Sunday 16 January 2011

My Pemberley

Nine years ago, I settled down one evening with my mum and sister to watch a repeat of a 1995 drama. It had dancing, glittering candles, glistening jewels, intricate hair-dos, stately homes, bonnets - and sexy men on horseback. This television wonder? Pride and Prejudice. Its author? Jane Austen.
And thus started my love-affair with Austen's work. Every show about her, every book about her life and books, anything I could find on her was indulged in - and still is! In 2003 my sister, a friend and I wrote to the Jane Austen Centre in Bath, suggesting they hold Regency tea parties. They replied that they could not offer this service to the public due to room restriction at the time; but they offered us the day at the Centre dressed in authentic Austen attire with a Bath Chronicle journalist and photographer to publish us! It was an amazing day full of fan fluttering, pictures with toursits outside of the doors and experiencing heritage at first hand.
But the house I really wanted to experience was Jane's last home in Chawton, Hampshire. And today I finally realised my goal.
Setting off with my mum and sister, we drove past Stonehenge on the A303...Hmm. My feelings on Stonehenge are not positive - I saw as much as I wanted to from the front seat of my car, and do not wish to repeat my last experience of standing in the freezing cold on an exposed hill; for those who do not wish to do this either, here it is...
Anyway. We finally arrived (it is only 2 hours from Bath to Chawton) I took a moment to take it all in. It is a beautiful place. You can imagine what it must have looked like 200 years ago. Being me, I had not dressed for the cold and rain, but everything was warm and welcoming once we stepped inside, and cheap too.
The house was given to Jane and her mother and sister for their lifetime in 1809 by Jane's older brother, Edward Knight. Whilst living here she revised her manuscripts for (my personal favourites) Sense and Sensability and Pride and Prejudice and began Mansfield Park and Emma.
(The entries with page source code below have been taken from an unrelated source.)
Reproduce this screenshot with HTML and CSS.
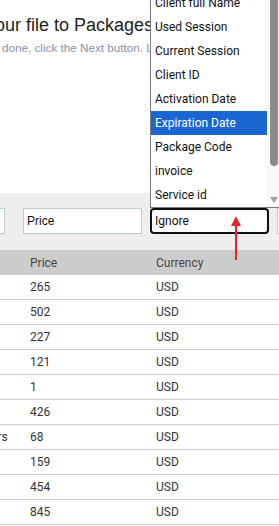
FILE: index.html
```html
<!DOCTYPE html>
<html lang="en">
<head>
    <title>Import Packages</title>
    <link rel="stylesheet" href="styles.css">
</head>
<body>
    <div class="intro">
        <h2 class="title">Upload your file to Packages</h2>
        <p class="subtitle">done, click the Next button. Leave unmatched columns as Ignore.</p>
    </div>
    <div class="mapping">
        <div class="map-field first">Name</div>
        <div class="map-field">Price</div>
        <div class="map-select">Ignore</div>
        <div class="map-field">Currency</div>
    </div>
    <table class="grid">
        <colgroup>
            <col class="col-name">
            <col class="col-price">
            <col class="col-currency">
        </colgroup>
        <thead>
            <tr>
                <th>Name</th>
                <th>Price</th>
                <th>Currency</th>
            </tr>
        </thead>
        <tbody>
            <tr><td>Basic</td><td>265</td><td>USD</td></tr>
            <tr><td>Silver</td><td>502</td><td>USD</td></tr>
            <tr><td>Gold</td><td>227</td><td>USD</td></tr>
            <tr><td>Trial</td><td>121</td><td>USD</td></tr>
            <tr><td>Test</td><td>1</td><td>USD</td></tr>
            <tr><td>Family</td><td>426</td><td>USD</td></tr>
            <tr><td>Resellers</td><td>68</td><td>USD</td></tr>
            <tr><td>Pro</td><td>159</td><td>USD</td></tr>
            <tr><td>Office</td><td>454</td><td>USD</td></tr>
            <tr><td>Hotel</td><td>845</td><td>USD</td></tr>
        </tbody>
    </table>

    <!-- open list of the focused column select -->
    <div class="menu">
        <ul class="menu-list">
            <li>Client full Name</li>
            <li>Used Session</li>
            <li>Current Session</li>
            <li>Client ID</li>
            <li>Activation Date</li>
            <li class="active">Expiration Date</li>
            <li>Package Code</li>
            <li>invoice</li>
            <li>Service id</li>
        </ul>
        <div class="menu-scroll">
            <div class="thumb"></div>
            <div class="down"></div>
        </div>
    </div>

    <svg class="pointer" width="12" height="48" viewBox="0 0 12 48">
        <line x1="6" y1="11" x2="6" y2="46" stroke="#e0282c" stroke-width="2"/>
        <polygon points="1,12 6,2 11,12" fill="#e0282c"/>
    </svg>
</body>
</html>
```

FILE: styles.css
```css
body {
    font-family: Arial, "Liberation Sans", sans-serif;
    margin: 0;
    padding: 0;
    width: 279px;
    height: 526px;
    overflow: hidden;
    position: relative;
    background: #fff;
}

.intro {
    height: 193px;
    padding-top: 14px;
    box-sizing: border-box;
}

.title {
    margin: 0 0 4px -76px;
    font-size: 18px;
    line-height: 22px;
    font-weight: normal;
    color: #222;
    white-space: nowrap;
}

.subtitle {
    margin: 0 0 0 2px;
    font-size: 11.7px;
    line-height: 16px;
    color: #8a90a6;
    white-space: nowrap;
}

.mapping {
    background-color: #eee;
    height: 57px;
    padding-top: 15px;
    box-sizing: border-box;
    margin-left: -114px;
    display: flex;
    gap: 8px;
}

.map-field {
    flex: none;
    width: 119px;
    height: 26px;
    box-sizing: border-box;
    border: 1px solid #b9cdd6;
    background: #fff;
    padding-left: 3px;
    display: flex;
    align-items: center;
    font-size: 12px;
    color: #111;
}

.map-field.first {
    margin-right: 10px;
}

.map-select {
    flex: none;
    width: 119px;
    height: 26px;
    box-sizing: border-box;
    border: 2px solid #111;
    border-radius: 4px;
    background: #fff;
    padding-left: 3px;
    display: flex;
    align-items: center;
    font-family: Roboto, sans-serif;
    font-size: 12px;
    color: #111;
}

.grid {
    border-collapse: collapse;
    table-layout: fixed;
    width: 520px;
    margin-left: -49px;
    font-family: Roboto, sans-serif;
    font-size: 12px;
    color: #333;
}

.col-name {
    width: 71px;
}

.col-price {
    width: 126px;
}

.grid th {
    background-color: #ccc;
    height: 25px;
    padding: 0 8px;
    text-align: left;
    font-weight: normal;
    color: #444;
}

.grid td {
    height: 24px;
    padding: 0 8px;
    border-bottom: 1px solid #ccc;
    white-space: nowrap;
}

.menu {
    position: absolute;
    left: 150px;
    top: -10px;
    display: flex;
    border: 1px solid #7a7a7a;
    background: #fff;
}

.menu-list {
    list-style-type: none;
    margin: 0;
    padding: 0;
    width: 116px;
    font-family: Roboto, sans-serif;
    font-size: 12px;
    color: #111;
}

.menu-list li {
    height: 24px;
    line-height: 24px;
    padding-left: 4px;
    white-space: nowrap;
}

.menu-list li.active {
    background-color: #1b66d2;
    color: #fff;
}

.menu-scroll {
    position: relative;
    width: 14px;
    background: #f8f8f8;
}

.thumb {
    position: absolute;
    left: 3px;
    top: 0;
    width: 8px;
    height: 175px;
    border-radius: 0 0 4px 4px;
    background: #8b8b8b;
}

.down {
    position: absolute;
    left: 3px;
    top: 206px;
    width: 0;
    height: 0;
    border-left: 4px solid transparent;
    border-right: 4px solid transparent;
    border-top: 6px solid #a3a3a3;
}

.pointer {
    position: absolute;
    left: 230px;
    top: 214px;
}
```
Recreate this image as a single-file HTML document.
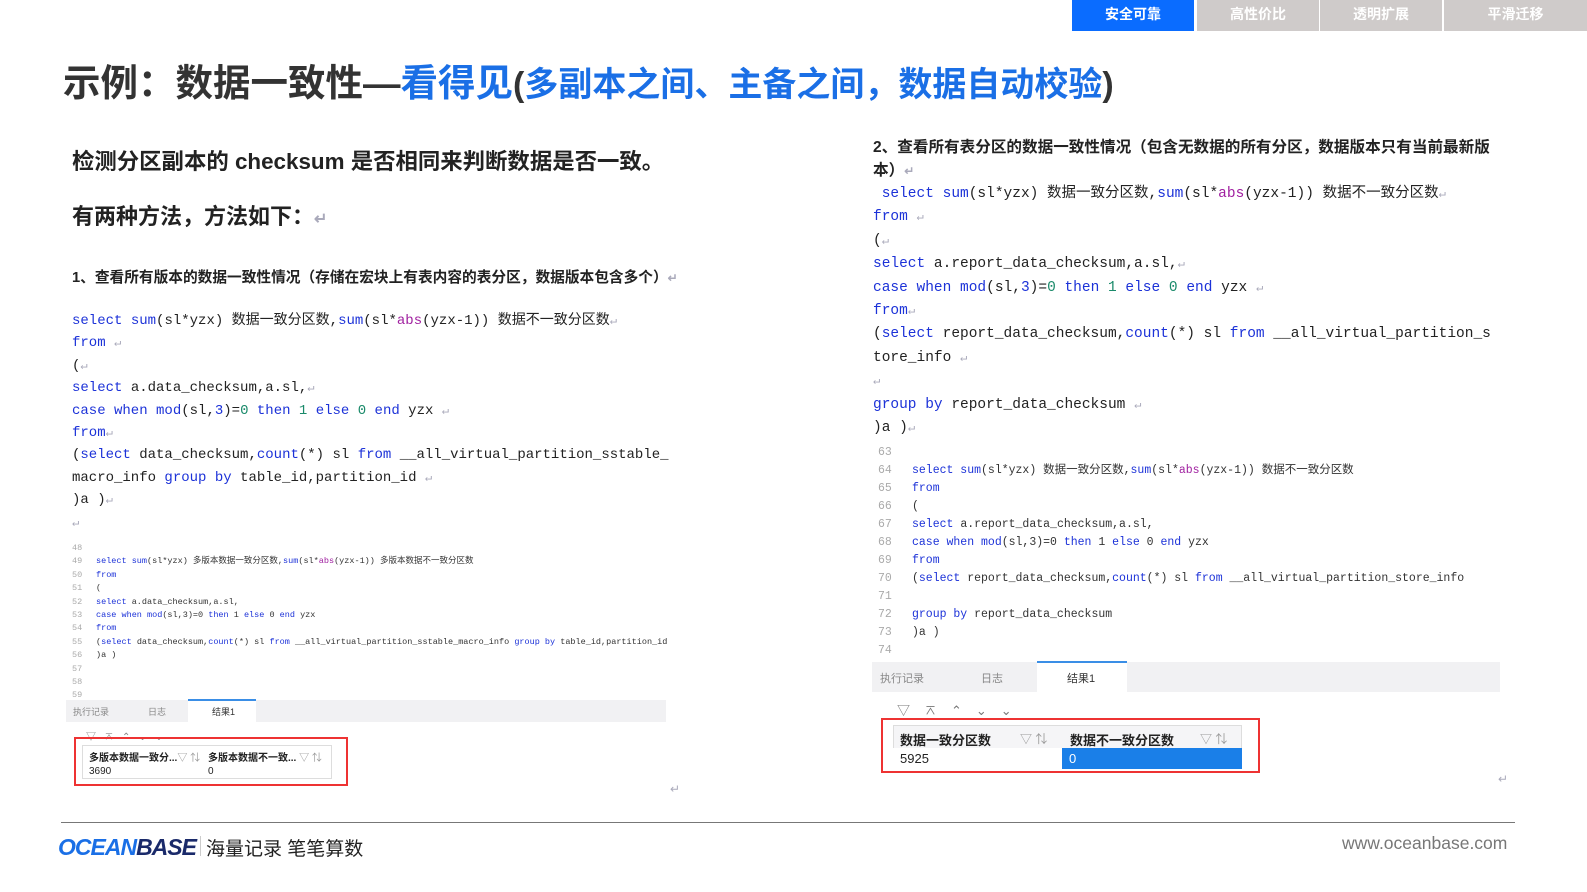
<!DOCTYPE html>
<html><head><meta charset="utf-8"><style>
*{margin:0;padding:0;box-sizing:border-box}
body{width:1587px;height:892px;background:#fff;position:relative;overflow:hidden;font-family:"Liberation Sans","Noto Sans CJK SC",sans-serif;color:#222}
.a{position:absolute;white-space:nowrap}
.tab{position:absolute;top:0;height:31px;width:122px;background:#cfcbca;color:#fff;font-weight:bold;font-size:14px;text-align:center;line-height:29px}
.m{font-family:"Liberation Mono","Noto Sans CJK SC",monospace;font-size:15px;color:#222}
.k{color:#1c32d8}.g{color:#1a8a6a}.p{color:#a020a0}
.r{color:#aab;font-size:12px}
.s{font-family:"Liberation Mono","Noto Sans CJK SC",monospace;font-size:11.5px;color:#333}
.n{color:#aaa;display:inline-block;width:34px}
.t{font-family:"Liberation Mono","Noto Sans CJK SC",monospace;font-size:8.5px;color:#333}
.tn{color:#aaa;display:inline-block;width:24px}
</style></head><body>
<div class="tab" style="left:1072px;background:#0a6cff">安全可靠</div>
<div class="tab" style="left:1197px">高性价比</div>
<div class="tab" style="left:1320px">透明扩展</div>
<div class="tab" style="left:1444px;width:143px">平滑迁移</div>

<div class="a" style="left:63px;top:52px;font-size:37.5px;font-weight:bold;color:#333">示例：数据一致性—<span style="color:#1a6fe6">看得见</span><span style="font-size:34px">(<span style="color:#1a6fe6">多副本之间、主备之间，数据自动校验</span>)</span></div>

<div class="a" style="left:72px;top:144px;font-size:22.4px;font-weight:bold;color:#222">检测分区副本的 checksum 是否相同来判断数据是否一致。</div>
<div class="a" style="left:72px;top:199px;font-size:22px;font-weight:bold;color:#222">有两种方法，方法如下：<span class="r" style="font-size:16px">↵</span></div>
<div class="a" style="left:72px;top:266px;font-size:14.7px;font-weight:bold">1、查看所有版本的数据一致性情况（存储在宏块上有表内容的表分区，数据版本包含多个）<span class="r">↵</span></div>

<div class="a m" style="left:72px;top:310px;line-height:22.4px;font-size:14px">
<span class="k">select</span> <span class="k">sum</span>(sl*yzx) 数据一致分区数,<span class="k">sum</span>(sl*<span class="p">abs</span>(yzx-1)) 数据不一致分区数<span class="r">↵</span><br>
<span class="k">from</span> <span class="r">↵</span><br>(<span class="r">↵</span><br>
<span class="k">select</span> a.data_checksum,a.sl,<span class="r">↵</span><br>
<span class="k">case when</span> <span class="k">mod</span>(sl,<span class="k">3</span>)=<span class="g">0</span> <span class="k">then</span> <span class="g">1</span> <span class="k">else</span> <span class="g">0</span> <span class="k">end</span> yzx <span class="r">↵</span><br>
<span class="k">from</span><span class="r">↵</span><br>
(<span class="k">select</span> data_checksum,<span class="k">count</span>(*) sl <span class="k">from</span> __all_virtual_partition_sstable_<br>
macro_info <span class="k">group by</span> table_id,partition_id <span class="r">↵</span><br>
)a )<span class="r">↵</span><br><span class="r">↵</span></div>

<div class="a t" style="left:72px;top:542px;line-height:13.4px">
<span class="tn">48</span><br>
<span class="tn">49</span><span class="k">select sum</span>(sl*yzx) 多版本数据一致分区数,<span class="k">sum</span>(sl*<span class="p">abs</span>(yzx-1)) 多版本数据不一致分区数<br>
<span class="tn">50</span><span class="k">from</span><br><span class="tn">51</span>(<br>
<span class="tn">52</span><span class="k">select</span> a.data_checksum,a.sl,<br>
<span class="tn">53</span><span class="k">case when mod</span>(sl,3)=0 <span class="k">then</span> 1 <span class="k">else</span> 0 <span class="k">end</span> yzx<br>
<span class="tn">54</span><span class="k">from</span><br>
<span class="tn">55</span>(<span class="k">select</span> data_checksum,<span class="k">count</span>(*) sl <span class="k">from</span> __all_virtual_partition_sstable_macro_info <span class="k">group by</span> table_id,partition_id<br>
<span class="tn">56</span>)a )<br><span class="tn">57</span><br><span class="tn">58</span><br><span class="tn">59</span></div>
<div class="a" style="left:66px;top:700px;width:600px;height:22px;background:#f1f1f3"></div>
<div class="a" style="left:188px;top:699px;width:68px;height:23px;background:#fff;border-top:2px solid #3a8ee6"></div>
<div class="a" style="left:73px;top:705px;font-size:9px;color:#888">执行记录</div>
<div class="a" style="left:148px;top:705px;font-size:9px;color:#888">日志</div>
<div class="a" style="left:212px;top:705px;font-size:9px;color:#333">结果1</div>
<div class="a" style="left:86px;top:728px;font-size:10px;color:#888;letter-spacing:8px">▽⌅⌃⌄⌄</div>
<div class="a" style="left:74px;top:737px;width:274px;height:49px;border:2px solid #e33"></div>
<div class="a" style="left:82px;top:745px;width:250px;height:34px;border:1px solid #ddd"></div>
<div class="a" style="left:89px;top:749px;font-size:10px;font-weight:bold">多版本数据一致分...<span style="color:#999;font-weight:normal">▽ ⇅</span></div>
<div class="a" style="left:208px;top:749px;font-size:10px;font-weight:bold">多版本数据不一致... <span style="color:#999;font-weight:normal">▽ ⇅</span></div>
<div class="a" style="left:89px;top:766px;font-size:10px">3690</div>
<div class="a" style="left:208px;top:766px;font-size:10px">0</div>
<div class="a" style="left:670px;top:780px" ><span class="r">↵</span></div>

<div class="a" style="left:873px;top:136px;font-size:15.6px;font-weight:bold;line-height:23px">2、查看所有表分区的数据一致性情况（包含无数据的所有分区，数据版本只有当前最新版<br>本）<span class="r">↵</span></div>
<div class="a m" style="left:873px;top:183px;line-height:23.4px;font-size:14.5px">
&nbsp;<span class="k">select</span> <span class="k">sum</span>(sl*yzx) 数据一致分区数,<span class="k">sum</span>(sl*<span class="p">abs</span>(yzx-1)) 数据不一致分区数<span class="r">↵</span><br>
<span class="k">from</span> <span class="r">↵</span><br>(<span class="r">↵</span><br>
<span class="k">select</span> a.report_data_checksum,a.sl,<span class="r">↵</span><br>
<span class="k">case when</span> <span class="k">mod</span>(sl,<span class="k">3</span>)=<span class="g">0</span> <span class="k">then</span> <span class="g">1</span> <span class="k">else</span> <span class="g">0</span> <span class="k">end</span> yzx <span class="r">↵</span><br>
<span class="k">from</span><span class="r">↵</span><br>
(<span class="k">select</span> report_data_checksum,<span class="k">count</span>(*) sl <span class="k">from</span> __all_virtual_partition_s<br>
tore_info <span class="r">↵</span><br><span class="r">↵</span><br>
<span class="k">group by</span> report_data_checksum <span class="r">↵</span><br>
)a )<span class="r">↵</span></div>

<div class="a s" style="left:878px;top:444px;line-height:18px">
<span class="n">63</span><br>
<span class="n">64</span><span class="k">select sum</span>(sl*yzx) 数据一致分区数,<span class="k">sum</span>(sl*<span class="p">abs</span>(yzx-1)) 数据不一致分区数<br>
<span class="n">65</span><span class="k">from</span><br><span class="n">66</span>(<br>
<span class="n">67</span><span class="k">select</span> a.report_data_checksum,a.sl,<br>
<span class="n">68</span><span class="k">case when mod</span>(sl,3)=0 <span class="k">then</span> 1 <span class="k">else</span> 0 <span class="k">end</span> yzx<br>
<span class="n">69</span><span class="k">from</span><br>
<span class="n">70</span>(<span class="k">select</span> report_data_checksum,<span class="k">count</span>(*) sl <span class="k">from</span> __all_virtual_partition_store_info<br>
<span class="n">71</span><br>
<span class="n">72</span><span class="k">group by</span> report_data_checksum<br>
<span class="n">73</span>)a )<br><span class="n">74</span></div>
<div class="a" style="left:872px;top:662px;width:628px;height:30px;background:#f1f1f3"></div>
<div class="a" style="left:1037px;top:661px;width:90px;height:31px;background:#fff;border-top:2px solid #3a8ee6"></div>
<div class="a" style="left:880px;top:670px;font-size:11px;color:#888">执行记录</div>
<div class="a" style="left:981px;top:670px;font-size:11px;color:#888">日志</div>
<div class="a" style="left:1067px;top:670px;font-size:11px;color:#333">结果1</div>
<div class="a" style="left:897px;top:700px;font-size:13px;color:#777;letter-spacing:14px">▽⌅⌃⌄⌄</div>
<div class="a" style="left:881px;top:718px;width:379px;height:55px;border:2px solid #e33"></div>
<div class="a" style="left:893px;top:725px;width:349px;height:44px;border:1px solid #ddd;background:#f5f5f7"></div>
<div class="a" style="left:893px;top:748px;width:169px;height:21px;background:#fff"></div>
<div class="a" style="left:1062px;top:748px;width:180px;height:21px;background:#1a7fe8"></div>
<div class="a" style="left:900px;top:730px;font-size:13px;font-weight:bold">数据一致分区数</div>
<div class="a" style="left:1020px;top:730px;font-size:12px;color:#999">▽ ⇅</div>
<div class="a" style="left:1070px;top:730px;font-size:13px;font-weight:bold">数据不一致分区数</div>
<div class="a" style="left:1200px;top:730px;font-size:12px;color:#999">▽ ⇅</div>
<div class="a" style="left:900px;top:751px;font-size:13px">5925</div>
<div class="a" style="left:1069px;top:751px;font-size:13px;color:#fff">0</div>
<div class="a" style="left:1498px;top:770px"><span class="r">↵</span></div>

<div class="a" style="left:61px;top:822px;width:1454px;height:1px;background:#777"></div>
<div class="a" style="left:58px;top:834px;font-size:23px;font-weight:bold;font-style:italic;letter-spacing:-1px;color:#1a6fe6">OCEAN<span style="color:#1a2a6a">BASE</span></div>
<div class="a" style="left:200px;top:836px;width:1px;height:20px;background:#ccc"></div>
<div class="a" style="left:206px;top:834px;font-size:19px;color:#222">海量记录 笔笔算数</div>
<div class="a" style="left:1342px;top:833px;font-size:17.5px;color:#777">www.oceanbase.com</div>
</body></html>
Jane died in 1817 in a house in Winchester, leaving behind her home, her widowed mother, sister and many friends and close family.
When you walk through the first original door, you come into a room with benches, playing a video giving information about Austen's life. We passed through here in our enthusiasm to see the house.
In the courtyard of the estate, there is a Bakehouse. Inside were items such as a cornerstone from the home Jane Austen was born and grew up in, Steventon Rectory.

Jane Austen's horse cart

The Bakehouse

The garden was plain due to the winter season but peaceful despite the road on the other side of the stone wall. We did not enter the child-orientated learning centre due to the Closed sign so turned the corner to enter the kitchen of the house, pretty much dominated by Martha Lloyd, a woman who lived with Jane, her sister Cassandra and mother during their time at Chawton.
Here my sister and I looked into the interactive computer, and posed for some embaressing (and everlasting) photos.
And at last! The house! The first room of the downstairs contained the Drawing Room where Rev.Austen's original bookcase stood. Unfortunately photos couldn't be taken in here. Through the doorway we came to the Vestibule, where the front door was most likely originally found before a window replaced it. A lock of Jane's hair was kept in a drawer. The dining parlour came next which, until last year, contained the Knight family's china dinner set which had been in the house since 1949. Beside the window stood Jane's tiny writing table; I spent several minutes just staring at this item, in awe that it was here that so many hours of pleasure had been created in this corner, on this aged piece of wood.
A reading room used as a library for staff and visitors is the final room before stepping slowly up the creaking oak stairs to look out an airy window to the courtyard. Jane and Cassandra's room captivated me and I returned to it three times. There was a testimony from Jane's niece, describing her last visit to Jane when the bedroom became a sick room whilst on the opposite wall was an original letter from a sickly Winston Churchill describing his medicinal perscription of Pride and Prejudice.
Mrs Austen's room (or the family room), a dressing room and a corridor and alcove decorated with illustrations of Austen's works were interesting whilst the Admiral's Room contained memorabilia of Jane's two sailor brother's, Francis and Charles Austen. The dressing room was especially intriguing; it contained items found underneath the floorboards - DIY tools, rusted buckles, buttons, clasps, a pen knife, a plane, pipes, bottles - and a revolver.
Leaving my mum to peruse a book which had caught her eye, my sister and I spent 45 minutes (and too much money) in the beautiful gift shop where a Mr Darcy poster had to be purchased! There were books galore (several of which left with me!), caligraphy sets, dvds of her adaptations, the books themselves, and many other wonderful items.
Jane Austen's house was a lovely way to spend a winter Sunday. It is funded by entry fees, HLF funding, as well as the Descendents of Jane Austen, the Corporate Friends of the Jane Austen House Museum and Laura Ashley. I highly recommend that you visit it if you are a fan - even if you're not - and that you spend just a little time basking in the remenants of a home that welcomed one of the greatest authors of all time.